AMY GOODMAN: You’re talking the cops.

PAUL CRONIN: The cops. “And when the time came to let loose, we let loose.” And as one of them said, and I suspect he’s probably right, “If the students at the Colombia—on Columbia in 1968 thought that we were being excessively brutal with them, they don’t know what police brutality is.”

AMY GOODMAN: The Columbia Daily Spectator reported—this is two weeks before, April 10th, 1968—”Walkout Disrupts Memorial to King.” It said Mark Rudd commandeered the microphone from the chaplain and declared the university was, quote, “committing a moral outrage against Dr. King’s memory. We will therefore protest this obscenity.” It said Mark Rudd then walked down from the pulpit and was followed out of the church by dozens of people who were part of the memorial. The chaplain, John Cannon, refused to condemn the action, saying, quote, “Any student who is moved by the spirit of the truth … is able to speak in this chapel any time.” Do you remember this, Ray Brown?

RAYMOND BROWN: I remember it. I wasn’t present. Remember, there was a very strange relationship between SAS and SDS. We had a wide variety of attitudes and ideological perspectives within the organization. And so, we were—some of us perhaps affiliated more freely and watched SDS more closely, but that was a different path.

AMY GOODMAN: Mark Rudd, remember that moment?

MARK RUDD: It’s hard to forget. I remember being terrified and shaking as I held the microphone. You know, everyone was shaken to the core. Everyone in the whole country was shaken of the core by the murder of Martin Luther King. And the night that—after he was murdered, Harlem went up in flames. I was there. I went down into Harlem from looking out over the Morningside Heights, Morningside Park, looking down. I said, “How can—we got to go.” I went down and checked it out. Wow! The anger, it gripped all of us. So, the university had been, for years, denying a union. Martin Luther King had been—he died helping the sanitation workers in Memphis unionize. What kind of hypocrisy was this? So, it was kind of like it had to be done.

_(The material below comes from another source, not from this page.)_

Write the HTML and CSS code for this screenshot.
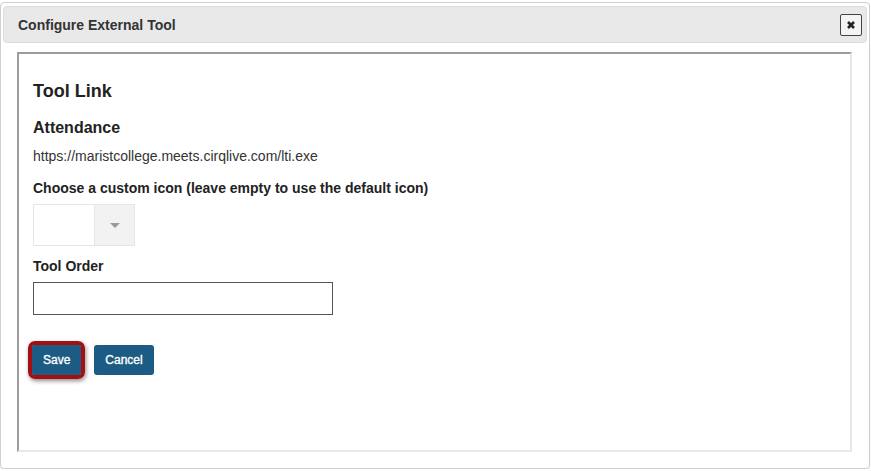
FILE: index.html
```html
<!DOCTYPE html>
<html lang="en">
<head>
<meta charset="utf-8">
<title>Configure External Tool</title>
<link rel="stylesheet" href="styles.css">
</head>
<body>
<div class="backdrop"><span class="backdrop-line"></span></div>
<div class="dialog">
  <div class="dialog-header">
    <span class="dialog-title">Configure External Tool</span>
    <button class="close-btn" type="button" aria-label="Close">
      <svg width="10" height="10" viewBox="0 0 10 10"><path d="M2 2 L8 8 M8 2 L2 8" stroke="#222" stroke-width="2.6" stroke-linecap="butt"/></svg>
    </button>
  </div>
  <div class="frame">
    <h2 class="tool-link">Tool Link</h2>
    <h3 class="tool-name">Attendance</h3>
    <div class="tool-url">https://maristcollege.meets.cirqlive.com/lti.exe</div>
    <div class="field-label label-icon">Choose a custom icon (leave empty to use the default icon)</div>
    <div class="icon-select">
      <div class="icon-select-value"></div>
      <div class="icon-select-arrow"><span class="caret"></span></div>
    </div>
    <div class="field-label label-order">Tool Order</div>
    <input class="order-input" type="text">
    <div class="actions">
      <span class="save-ring"><button class="btn" type="button">Save</button></span>
      <button class="btn btn-cancel" type="button">Cancel</button>
    </div>
  </div>
</div>
</body>
</html>
```

FILE: styles.css
```css
html, body {
  margin: 0;
  padding: 0;
  background: #ffffff;
  font-family: "Liberation Sans", Arial, sans-serif;
  color: #222;
}

.backdrop {
  position: absolute;
  left: 0;
  top: 0;
  width: 871px;
  height: 471px;
  z-index: -1;
}

.backdrop-line {
  position: absolute;
  left: 89px;
  top: 0;
  width: 1px;
  height: 3px;
  background: #d6d6d6;
}

.dialog {
  margin-top: 2px;
  width: 868px;
  border: 1px solid #cfcfcf;
  border-radius: 4px;
  background: #ffffff;
  padding-bottom: 16px;
  box-shadow: 0 1px 2px rgba(0,0,0,0.08);
}

.dialog-header {
  margin: 3px 2px 0 2px;
  height: 35px;
  border: 1px solid #dcdcdc;
  border-radius: 4px;
  background: #e9e9e9;
  display: flex;
  align-items: center;
  justify-content: space-between;
  padding: 0 4px 0 14px;
}

.dialog-title {
  font-size: 14px;
  font-weight: bold;
  color: #333;
}

.close-btn {
  width: 22px;
  height: 22px;
  margin-top: 1px;
  padding: 0;
  border: 1px solid #444;
  border-radius: 2px;
  background: #f4f4f4;
  display: flex;
  align-items: center;
  justify-content: center;
}

.frame {
  margin: 9px 0 0 16px;
  width: 817px;
  height: 396px;
  border-style: solid;
  border-width: 2px;
  border-color: #9c9c9c #e8e8e8 #e8e8e8 #9c9c9c;
  padding: 0 0 0 14px;
  box-sizing: content-box;
}

.frame > * {
  box-sizing: border-box;
}

.tool-link {
  margin: 27px 0 0 0;
  font-size: 18px;
  line-height: 20px;
  font-weight: bold;
  color: #222;
}

.tool-name {
  margin: 18px 0 0 0;
  font-size: 16px;
  line-height: 18px;
  font-weight: bold;
  color: #222;
}

.tool-url {
  margin-top: 11px;
  font-size: 14px;
  line-height: 16px;
  color: #333;
}

.field-label {
  font-size: 14px;
  line-height: 16px;
  font-weight: bold;
  color: #222;
}

.label-icon {
  margin-top: 16px;
}

.icon-select {
  margin-top: 8px;
  width: 102px;
  height: 42px;
  border: 1px solid #e6e6e6;
  display: flex;
}

.icon-select-value {
  width: 60px;
  background: #ffffff;
  border-right: 1px solid #e6e6e6;
}

.icon-select-arrow {
  flex: 1;
  background: #f2f2f2;
  display: flex;
  align-items: center;
  justify-content: center;
}

.caret {
  width: 0;
  height: 0;
  border-left: 5px solid transparent;
  border-right: 5px solid transparent;
  border-top: 5px solid #9a9a9a;
  margin-top: 1px;
}

.label-order {
  margin-top: 12px;
}

.order-input {
  display: block;
  margin: 8px 0 0 0;
  width: 300px;
  height: 33px;
  border: 1px solid #555;
  border-radius: 0;
  padding: 0 6px;
  font-family: inherit;
  font-size: 14px;
  background: #fff;
}

.actions {
  margin-top: 30px;
  display: flex;
  align-items: flex-start;
}

.save-ring {
  display: inline-flex;
  margin-left: -5px;
  margin-top: -4px;
  border: 4px solid #a40f14;
  border-radius: 7px;
  box-shadow: 1px 2px 4px rgba(0,0,0,0.45);
}

.btn {
  height: 30px;
  padding: 0 11px;
  border: none;
  border-radius: 3px;
  background: #1c5b83;
  color: #ffffff;
  font-family: inherit;
  font-size: 12px;
  font-weight: normal;
  -webkit-text-stroke: 0.35px #ffffff;
  cursor: pointer;
}

.save-ring .btn {
  border-radius: 2px;
}

.btn-cancel {
  margin-left: 9px;
}
```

AMY GOODMAN: In fact, you’re all having a—you’re having a kind of teach-in this week at Colombia about what happened 50 years ago. And there is student organizing on campus, the graduate students. This is happening on campuses across the country. Harvard students just voted to unionize. Your event is happening Friday night. Also, I understand, there’s an occupation going on right now around students deeply concerned about Columbia suicides and not feeling that there’s not enough mental health facilities there, Juan?

JUAN GONZÁLEZ: Well, yeah, I think it’s almost appropriate that the potential to disrupt or to somehow create dislocation in a commemoration of a strike by another strike. So I think it’s perfect—it’s poetic justice for the university. The reality is that Columbia University, like all of these giant universities, they all attempted to reform in the aftermath of the protests of the '60s and ’70s, but, institutionally, they are still giant corporations that see the need to train the young people of society to fill the jobs that the elite of the society want, so that they regress. They constantly regress. No matter what they say, they always regress back to the same policies of elitism toward the communities around them. I can't think of the urban university in America that is not gobbling up the land of the residents right around them and attempting to build more buildings—the edifice complex of every university, that they all have to build the newest building. So, it’s a continuing problem in America, the role of the universities vis-à-vis their communities.

RAYMOND BROWN: I agree.

AMY GOODMAN: Final comments, Ray Brown?

RAYMOND BROWN: Yeah, tonight I’m going to be at a black student event in Hamilton Hall. But it’s interesting that the Times ran an in-depth story the other day, and Bollinger, the president, made a kind of wan—W-A-N, not J-U-A-N—comment about, “Well, we didn’t like the way they went about it,” as though civil disobedience was invented at Columbia in 1968. And it’s astounding that the university isn’t really engaging. It sells itself as a place for student engagement, and yet they’ve ignored '68, in most respects, and don't really seem to have had a pedagogical experience in ’68 and have learned institutionally how to relate especially to impoverished communities around them, including communities of color.

AMY GOODMAN: And Nancy Biberman?

NANCY BIBERMAN: I would say that the university, you know, isn’t really utilizing one of the collective learnings and realizations that women had, you know, going through a massive civil unrest and feeling somewhat at a distance from leadership and decision-making. And that is what we all failed. And some of us tried to sort of like punctuate, you know, puncture through it. But I think we came of age. We sort of painfully learned our place in the political movement. And, you know, most of us have been fighting ever since to redefine our roles in society, but that was our crucible.

AMY GOODMAN: Well, we’re going to have to leave it there, but we’ll continue this conversation, of course, and, Juan, you will be speaking on Friday night. Ray, you’re speaking tonight at Hamilton Hall. Raymond Brown, former leader of Student Afro-American Society, one of the leaders of the black students who occupied Columbia University’s Hamilton Hall.

JUAN GONZÁLEZ: And Nancy will be speaking with me.

AMY GOODMAN: Nancy Biberman, also speaking, an organizer today, was at Barnard College with SDS. Mark Rudd, chairman of the Columbia chapter of SDS. And Paul Cronin, A Time to Stir: Columbia ’68, he’s edited the book, worked on this issue for 50 years—rather, for 10 years. The event took place 50 years ago.

PAUL CRONIN: Feels like 50 years.

AMY GOODMAN: I’m Amy Goodman, with Juan González.